Un gioco per Eveline
1971
Un gioco per Eveline è un film del 1971 diretto da Marcello Avallone.
Il titolo, Un gioco per Eveline, viene spesso riportato inesatto, con la “y” nel nome femminile al posto della “i”, consumando un errore tuttavia legittimato in corso d’opera da una trama che gioca proprio sulla duplice identità di una bambina così chiamata. In seguito a un incidente d’auto che li costringerà a chiedere ospitalità nella villa più vicina, la giovane coppia di sposi Pierre e Natalie (Erna Schurer) si lascerà irretire in un ambiguo e morboso ménage à quatre con i padroni di casa, Miou (Adriana Bogdan) e Philippe (Marco Guglielmi, anche sceneggiatore del film), individui dietro i cui comportamenti sembra nascondersi qualcosa di spaventoso. Da Avallone, di cui si conoscevano bene gli horror di fine anni ’80 (Maya e Spettri), ma di cui si ignora a tutt’oggi il suo esordio ufficiale, L’altra faccia del peccato, un mondo-movie del ‘69 sulle usanze sessuali dall’Africa alla Scandinavia, non ci aspettavamo certo questo piccolo gioiellino psyco-horror, che per tutta una buona metà si nasconde dietro la scorza del giallo d’alta società tipico di quegli anni. Eppure, anche se i personaggi sono gli stessi dei Lenzi-movies del periodo d’oro – due coppie giovani, belle e disponibili allo scambio – e gli ambienti ricordano molto quelli di un thriller baviano come 5 bambole – la solita villa in riva al mare dove non succede mai niente e tutti passano il tempo a giocare a scacchi o a fare il bagno o a camminare nel bosco attiguo – la posta in gioco è di tutt’altro tipo, legata piuttosto all’insorgere graduale di un elemento sovrannaturale.

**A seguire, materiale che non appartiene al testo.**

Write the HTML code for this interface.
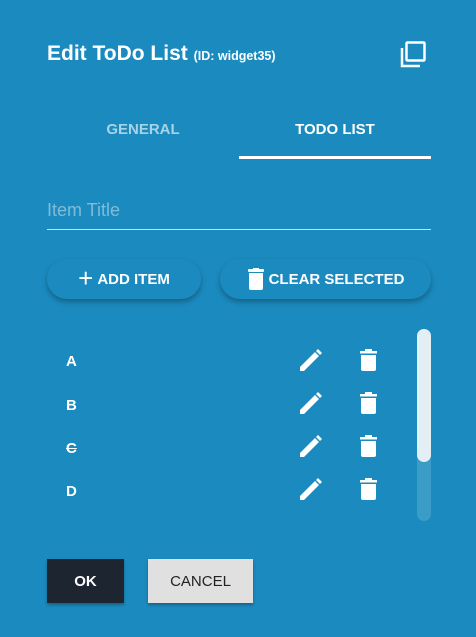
<!DOCTYPE html>
<html><head><style>
body{margin:0;width:476px;height:637px;background:#1b8bbf;font-family:"Liberation Sans",sans-serif;color:#fff;position:relative;overflow:hidden}
.a{position:absolute}
.btn{position:absolute;height:40px;border-radius:20px;background:#1b8bbf;box-shadow:0 3px 6px rgba(0,0,0,.3);font-weight:bold;font-size:15px;display:flex;align-items:center;justify-content:center;gap:4px}
.row{position:absolute;left:66px;font-size:15px;font-weight:bold}
</style></head><body>
<div class="a" style="left:47px;top:42px;font-size:21px;font-weight:bold">Edit ToDo List <span style="font-size:12.5px">(ID: widget35)</span></div>
<svg class="a" style="left:398px;top:40px" width="30" height="30" viewBox="0 0 30 30"><path d="M4 8v18h18" fill="none" stroke="#fff" stroke-width="2.5"/><rect x="8.5" y="2.5" width="18" height="18" rx="1" fill="none" stroke="#fff" stroke-width="2.5"/></svg>
<div class="a" style="left:47px;width:192px;top:121px;text-align:center;font-size:15px;font-weight:bold;color:#a7d3e6">GENERAL</div>
<div class="a" style="left:239px;width:192px;top:121px;text-align:center;font-size:15px;font-weight:bold">TODO LIST</div>
<div class="a" style="left:239px;width:192px;top:156px;height:3px;background:#fff"></div>
<div class="a" style="left:47px;top:200px;font-size:18px;color:#7fbcd8">Item Title</div>
<div class="a" style="left:47px;top:229px;width:384px;height:1px;background:#c8e0ec"></div>
<div class="btn" style="left:47px;top:259px;width:154px"><span style="font-size:26px;font-weight:normal;line-height:20px;margin-top:-3px">+</span>ADD ITEM</div>
<div class="btn" style="left:220px;top:259px;width:211px"><svg width="18" height="22" viewBox="0 0 18 22"><rect x="1" y="1" width="16" height="3" rx="1" fill="#fff"/><rect x="6" y="0" width="6" height="2" fill="#fff"/><path d="M2 5h14v15a2 2 0 0 1-2 2H4a2 2 0 0 1-2-2z" fill="#fff"/></svg>CLEAR SELECTED</div>
<div class="row" style="top:353px">A</div>
<div class="row" style="top:397px">B</div>
<div class="row" style="top:440px;text-decoration:line-through">C</div>
<div class="row" style="top:483px">D</div>
<svg class="a" style="left:0;top:0" width="476" height="637">
<defs><g id="p"><path d="M0 22v-4L15 3l4 4L4 22z M16 2l2-2 4 4-2 2z" fill="#fff"/></g>
<g id="t"><rect x="0" y="2" width="17" height="2.5" fill="#fff"/><rect x="5" y="0" width="7" height="2" fill="#fff"/><path d="M1 6h15v14a2 2 0 0 1-2 2H3a2 2 0 0 1-2-2z" fill="#fff"/></g></defs>
<use href="#p" x="300" y="349"/><use href="#t" x="360" y="349"/>
<use href="#p" x="300" y="392"/><use href="#t" x="360" y="392"/>
<use href="#p" x="300" y="435"/><use href="#t" x="360" y="435"/>
<use href="#p" x="300" y="478"/><use href="#t" x="360" y="478"/>
<rect x="417" y="329" width="14" height="192" rx="7" fill="#fff" fill-opacity=".15"/>
<rect x="417" y="329" width="14" height="133" rx="7" fill="#e4eff5"/>
</svg>
<div class="a" style="left:47px;top:559px;width:77px;height:44px;background:#1c2530;box-shadow:0 2px 3px rgba(0,0,0,.3);font-weight:bold;font-size:15px;display:flex;align-items:center;justify-content:center">OK</div>
<div class="a" style="left:148px;top:559px;width:105px;height:44px;background:#e0e0e0;color:#222;box-shadow:0 2px 3px rgba(0,0,0,.3);font-size:15px;display:flex;align-items:center;justify-content:center">CANCEL</div>
</body></html>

Di erotico, invece, c’è ben poco, se non la bellezza disarmante della Bogdan, attrice di origini rumene ma d’adozione belga, qui alla sua unica incursione italiana. È lei ad ammaliare con la sua fragilità il giovane Pierre (un insipido Wolfgang Hillinger), coinvolgendolo in una spirale da incubo che lo farà vacillare, mentre i contorni della realtà circostante si faranno sempre più sfocati. Tutto ruota intorno al fatto se Eveline, la figlioletta di Miou e Philippe, sia ancora viva, come crede la donna, oppure no, come invece sostiene il marito. E il pregio migliore del film sta proprio nel non disambiguare mai questa o altre suggestioni, nel lasciare aperta ogni possibilità, non dichiarando mai apertamente se le ossessioni della donna, che per contagio arrivano in visione anche a Pierre, sono frutto di una macchinazione ordita dal consorte, accadimenti spettrali, o più semplicemente un sogno all’interno del film. Fatto sta che i conti non tornano, e da un certo punto in poi l’architettura del plot non si preoccupa neanche più di tanto di farli tornare, mentre tensioni e figure finiscono per accumularsi più per contagio biologico delle une sulle altre che non per avanzamento logico vero e proprio (si veda l’ambiguità del doppio ruolo interpretato da Rita Calderoni, con effetti assolutamente devastanti per la linearità dell’intreccio).
Da questo punto di vista, Un gioco per Eveline è un’operazione squisitamente psicanalitica, dove il phantasme dell’inconscio – il rimosso che ritorna – coincide letteralmente col fantasma della bambina (forse) morta e violentemente rimpianta dalla madre, le cui apparizioni sempre più frequenti – in una di queste Eveline gioca persino con l’immancabile palla bianca… cosa ci ricorda? – destano più di qualche soprassalto nella corteccia emotiva dello spettatore. Non male la frase di Samuel Beckett come sigillo finale prima dei titoli di coda: “In questa confusione, da qualche parte, il pensiero si accanisce, anche esso lontano dal punto giusto, e a sua volta mi cerca dove non ci sono, non sa placarsi…”.